* [What you will do] Produce a word-for-word copy of the listing below without its pictures.
>>>>
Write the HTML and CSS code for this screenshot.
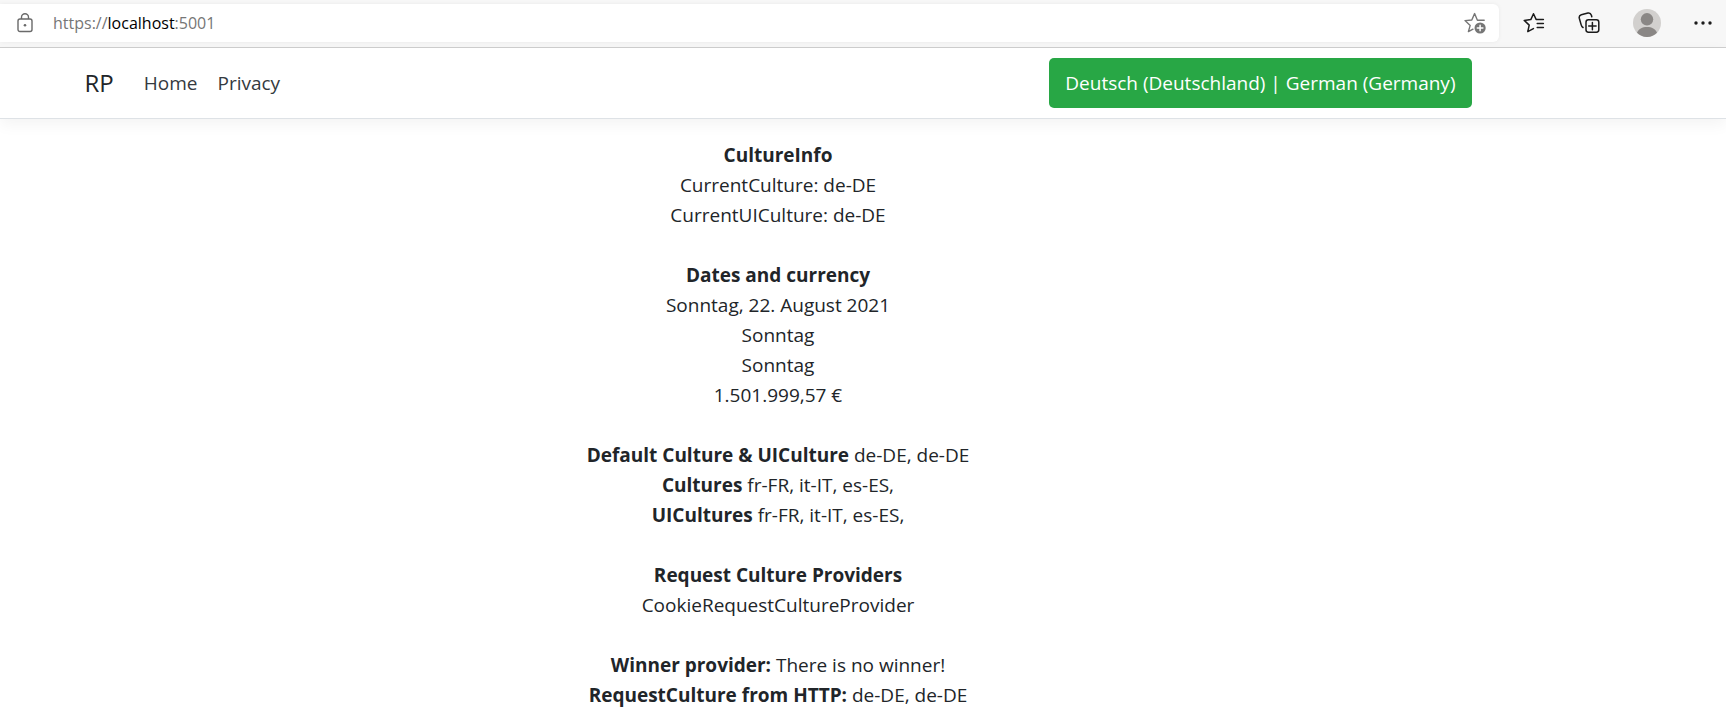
FILE: index.html
```html
<!DOCTYPE html>
<html lang="en">
<head>
<meta charset="utf-8">
<title>Home page - RP</title>
<link rel="stylesheet" href="styles.css">
</head>
<body>
<div class="toolbar">
  <div class="address">
    <svg class="lock" width="16" height="20" viewBox="0 0 16 20" fill="none" stroke="#6a6a6a" stroke-width="1.4" aria-hidden="true">
      <rect x="1" y="6" width="14" height="12.5" rx="2"/>
      <path d="M4.5 6V4.2a3.5 3.5 0 0 1 7 0V6"/>
      <circle cx="8" cy="12.3" r="1.3" fill="#6a6a6a" stroke="none"/>
    </svg>
    <div class="url">https://<span class="host">localhost</span>:5001</div>
    <button class="tool" type="button" aria-label="Add to favorites">
      <svg width="22" height="22" viewBox="0 0 22 22" fill="none" stroke="#767676" stroke-width="1.4" stroke-linejoin="round" stroke-linecap="round" aria-hidden="true">
        <path d="M20.2 8.2H13.4L10.6 1.6 7.8 8 1 8.6l5.2 4.8L4.4 19.6 9 17.2"/>
        <circle cx="16.1" cy="16" r="5.6" fill="#767676" stroke="none"/>
        <path d="M16.1 13.2v5.6M13.3 16h5.6" stroke="#fff" stroke-width="1.5"/>
      </svg>
    </button>
  </div>
  <div class="tools">
    <button class="tool" type="button" aria-label="Favorites">
      <svg width="22" height="22" viewBox="0 0 22 22" fill="none" stroke="#1b1b1b" stroke-width="1.5" stroke-linejoin="round" stroke-linecap="round" aria-hidden="true">
        <path d="M20.4 7.4H13.1L10.5 1.8 7.8 7.6 1.2 8.4l5 4.7L4.8 19.6l5.6-3"/>
        <path d="M14.2 11.5h6.2M14.2 15.6h6.2"/>
      </svg>
    </button>
    <button class="tool" type="button" aria-label="Collections">
      <svg width="22" height="22" viewBox="0 0 22 22" fill="none" stroke="#1b1b1b" stroke-width="1.5" stroke-linejoin="round" stroke-linecap="round" aria-hidden="true">
        <rect x="8" y="7.8" width="12.8" height="12.4" rx="2.4"/>
        <path d="M14.4 10.4v7.4M10.7 14.1h7.4"/>
        <path d="M5 15.500C3.800 14.800 3.400 13.800 3.100 12.600L1.300 6.200C.900 4.500 1.600 3.300 3.300 2.800L9.900 1.100C11.800.700 12.800 1.500 13.400 3.200L13.800 4.700"/>
      </svg>
    </button>
    <button class="tool" type="button" aria-label="Profile">
      <svg width="28" height="28" viewBox="0 0 28 28" aria-hidden="true">
        <circle cx="14" cy="14" r="14" fill="#d2d0ce"/>
        <circle cx="14" cy="10.300" r="6.200" fill="#8a8785"/>
        <path d="M4 23.800C5.500 19.800 9.200 18 14 18s8.500 1.800 10 5.800A14 14 0 0 1 4 23.800Z" fill="#8a8785"/>
      </svg>
    </button>
    <button class="tool" type="button" aria-label="Settings and more">
      <svg width="18" height="18" viewBox="0 0 18 18" fill="#1b1b1b" aria-hidden="true">
        <circle cx="2" cy="9" r="1.700"/><circle cx="9" cy="9" r="1.700"/><circle cx="16" cy="9" r="1.700"/>
      </svg>
    </button>
  </div>
</div>
<div class="page">
  <header class="navbar">
    <nav class="nav-row">
      <a class="brand" href="#">RP</a>
      <a class="nav-link" href="#">Home</a>
      <a class="nav-link" href="#">Privacy</a>
      <button class="culture" type="button">Deutsch (Deutschland) | German (Germany)</button>
    </nav>
  </header>
  <main class="content">
    <section>
      <p><b>CultureInfo</b></p>
      <p>CurrentCulture: de-DE</p>
      <p>CurrentUICulture: de-DE</p>
    </section>
    <section>
      <p><b>Dates and currency</b></p>
      <p>Sonntag, 22. August 2021</p>
      <p>Sonntag</p>
      <p>Sonntag</p>
      <p>1.501.999,57 €</p>
    </section>
    <section>
      <p><b>Default Culture &amp; UICulture</b> de-DE, de-DE</p>
      <p><b>Cultures</b> fr-FR, it-IT, es-ES,</p>
      <p><b>UICultures</b> fr-FR, it-IT, es-ES,</p>
    </section>
    <section>
      <p><b>Request Culture Providers</b></p>
      <p>CookieRequestCultureProvider</p>
    </section>
    <section>
      <p><b>Winner provider:</b> There is no winner!</p>
      <p><b>RequestCulture from HTTP:</b> de-DE, de-DE</p>
    </section>
  </main>
</div>
</body>
</html>
```
FILE: styles.css
```css
* { box-sizing: border-box; }

body {
  margin: 0;
  background: #fff;
  color: #212529;
  font-family: "Segoe UI", "Open Sans", "Noto Sans", sans-serif;
  font-size: 19px;
  line-height: 30px;
}

button {
  font: inherit;
  border: 0;
  background: none;
  padding: 0;
  cursor: pointer;
}

.toolbar {
  display: flex;
  align-items: center;
  height: 48px;
  padding: 0 14px 1px 0;
  background: #f7f7f7;
  border-bottom: 1px solid #cfcfcf;
}

.address {
  flex: 1;
  display: flex;
  align-items: center;
  height: 38px;
  padding: 0 13px 0 17px;
  background: #fff;
  border-radius: 0 6px 6px 0;
  box-shadow: 0 0 4px rgba(0, 0, 0, .06);
}

.url {
  flex: 1;
  margin-left: 20px;
  font-size: 16px;
  color: #767676;
}

.host { color: #000; }

.tool { display: flex; }

.tools {
  display: flex;
  align-items: center;
  gap: 33px;
  margin-left: 24px;
}

.navbar {
  padding: 10px 170px 10px 0;
  border-bottom: 1px solid #dee2e6;
  box-shadow: 0 5px 15px rgba(0, 0, 0, .05);
}

.nav-row {
  display: flex;
  align-items: center;
  max-width: 1425px;
  margin: 0 auto;
  padding: 0 19px;
}

.nav-row a { text-decoration: none; }

.brand {
  margin-right: 20px;
  font-size: 24px;
  color: #212529;
}

.nav-link {
  padding: 0 10px;
  color: #343a40;
}

.culture {
  margin-left: auto;
  padding: 10px 16px;
  border-radius: 5px;
  background: #28a745;
  color: #fff;
}

.content {
  display: grid;
  gap: 30px;
  padding: 21px 170px 10px 0;
  text-align: center;
}

.content p { margin: 0; }
```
<<<<
* [Output below]
Write the HTML and CSS code for this screenshot.
FILE: index.html
```html
<!DOCTYPE html>
<html lang="en">
<head>
<meta charset="utf-8">
<title>Home page - RP</title>
<link rel="stylesheet" href="styles.css">
</head>
<body>
<div class="toolbar">
  <div class="address">
    <svg class="lock" width="16" height="20" viewBox="0 0 16 20" fill="none" stroke="#6a6a6a" stroke-width="1.4" aria-hidden="true">
      <rect x="1" y="6" width="14" height="12.5" rx="2"/>
      <path d="M4.5 6V4.2a3.5 3.5 0 0 1 7 0V6"/>
      <circle cx="8" cy="12.3" r="1.3" fill="#6a6a6a" stroke="none"/>
    </svg>
    <div class="url">https://<span class="host">localhost</span>:5001</div>
    <button class="tool" type="button" aria-label="Add to favorites">
      <svg width="22" height="22" viewBox="0 0 22 22" fill="none" stroke="#767676" stroke-width="1.4" stroke-linejoin="round" stroke-linecap="round" aria-hidden="true">
        <path d="M20.2 8.2H13.4L10.6 1.6 7.8 8 1 8.6l5.2 4.8L4.4 19.6 9 17.2"/>
        <circle cx="16.1" cy="16" r="5.6" fill="#767676" stroke="none"/>
        <path d="M16.1 13.2v5.6M13.3 16h5.6" stroke="#fff" stroke-width="1.5"/>
      </svg>
    </button>
  </div>
  <div class="tools">
    <button class="tool" type="button" aria-label="Favorites">
      <svg width="22" height="22" viewBox="0 0 22 22" fill="none" stroke="#1b1b1b" stroke-width="1.5" stroke-linejoin="round" stroke-linecap="round" aria-hidden="true">
        <path d="M20.4 7.4H13.1L10.5 1.8 7.8 7.6 1.2 8.4l5 4.7L4.8 19.6l5.6-3"/>
        <path d="M14.2 11.5h6.2M14.2 15.6h6.2"/>
      </svg>
    </button>
    <button class="tool" type="button" aria-label="Collections">
      <svg width="22" height="22" viewBox="0 0 22 22" fill="none" stroke="#1b1b1b" stroke-width="1.5" stroke-linejoin="round" stroke-linecap="round" aria-hidden="true">
        <rect x="8" y="7.8" width="12.8" height="12.4" rx="2.4"/>
        <path d="M14.4 10.4v7.4M10.7 14.1h7.4"/>
        <path d="M5 15.500C3.800 14.800 3.400 13.800 3.100 12.600L1.300 6.200C.900 4.500 1.600 3.300 3.300 2.800L9.900 1.100C11.800.700 12.800 1.500 13.400 3.200L13.800 4.700"/>
      </svg>
    </button>
    <button class="tool" type="button" aria-label="Profile">
      <svg width="28" height="28" viewBox="0 0 28 28" aria-hidden="true">
        <circle cx="14" cy="14" r="14" fill="#d2d0ce"/>
        <circle cx="14" cy="10.300" r="6.200" fill="#8a8785"/>
        <path d="M4 23.800C5.500 19.800 9.200 18 14 18s8.500 1.800 10 5.800A14 14 0 0 1 4 23.800Z" fill="#8a8785"/>
      </svg>
    </button>
    <button class="tool" type="button" aria-label="Settings and more">
      <svg width="18" height="18" viewBox="0 0 18 18" fill="#1b1b1b" aria-hidden="true">
        <circle cx="2" cy="9" r="1.700"/><circle cx="9" cy="9" r="1.700"/><circle cx="16" cy="9" r="1.700"/>
      </svg>
    </button>
  </div>
</div>
<div class="page">
  <header class="navbar">
    <nav class="nav-row">
      <a class="brand" href="#">RP</a>
      <a class="nav-link" href="#">Home</a>
      <a class="nav-link" href="#">Privacy</a>
      <button class="culture" type="button">Deutsch (Deutschland) | German (Germany)</button>
    </nav>
  </header>
  <main class="content">
    <section>
      <p><b>CultureInfo</b></p>
      <p>CurrentCulture: de-DE</p>
      <p>CurrentUICulture: de-DE</p>
    </section>
    <section>
      <p><b>Dates and currency</b></p>
      <p>Sonntag, 22. August 2021</p>
      <p>Sonntag</p>
      <p>Sonntag</p>
      <p>1.501.999,57 €</p>
    </section>
    <section>
      <p><b>Default Culture &amp; UICulture</b> de-DE, de-DE</p>
      <p><b>Cultures</b> fr-FR, it-IT, es-ES,</p>
      <p><b>UICultures</b> fr-FR, it-IT, es-ES,</p>
    </section>
    <section>
      <p><b>Request Culture Providers</b></p>
      <p>CookieRequestCultureProvider</p>
    </section>
    <section>
      <p><b>Winner provider:</b> There is no winner!</p>
      <p><b>RequestCulture from HTTP:</b> de-DE, de-DE</p>
    </section>
  </main>
</div>
</body>
</html>
```
FILE: styles.css
```css
* { box-sizing: border-box; }

body {
  margin: 0;
  background: #fff;
  color: #212529;
  font-family: "Segoe UI", "Open Sans", "Noto Sans", sans-serif;
  font-size: 19px;
  line-height: 30px;
}

button {
  font: inherit;
  border: 0;
  background: none;
  padding: 0;
  cursor: pointer;
}

.toolbar {
  display: flex;
  align-items: center;
  height: 48px;
  padding: 0 14px 1px 0;
  background: #f7f7f7;
  border-bottom: 1px solid #cfcfcf;
}

.address {
  flex: 1;
  display: flex;
  align-items: center;
  height: 38px;
  padding: 0 13px 0 17px;
  background: #fff;
  border-radius: 0 6px 6px 0;
  box-shadow: 0 0 4px rgba(0, 0, 0, .06);
}

.url {
  flex: 1;
  margin-left: 20px;
  font-size: 16px;
  color: #767676;
}

.host { color: #000; }

.tool { display: flex; }

.tools {
  display: flex;
  align-items: center;
  gap: 33px;
  margin-left: 24px;
}

.navbar {
  padding: 10px 170px 10px 0;
  border-bottom: 1px solid #dee2e6;
  box-shadow: 0 5px 15px rgba(0, 0, 0, .05);
}

.nav-row {
  display: flex;
  align-items: center;
  max-width: 1425px;
  margin: 0 auto;
  padding: 0 19px;
}

.nav-row a { text-decoration: none; }

.brand {
  margin-right: 20px;
  font-size: 24px;
  color: #212529;
}

.nav-link {
  padding: 0 10px;
  color: #343a40;
}

.culture {
  margin-left: auto;
  padding: 10px 16px;
  border-radius: 5px;
  background: #28a745;
  color: #fff;
}

.content {
  display: grid;
  gap: 30px;
  padding: 21px 170px 10px 0;
  text-align: center;
}

.content p { margin: 0; }
```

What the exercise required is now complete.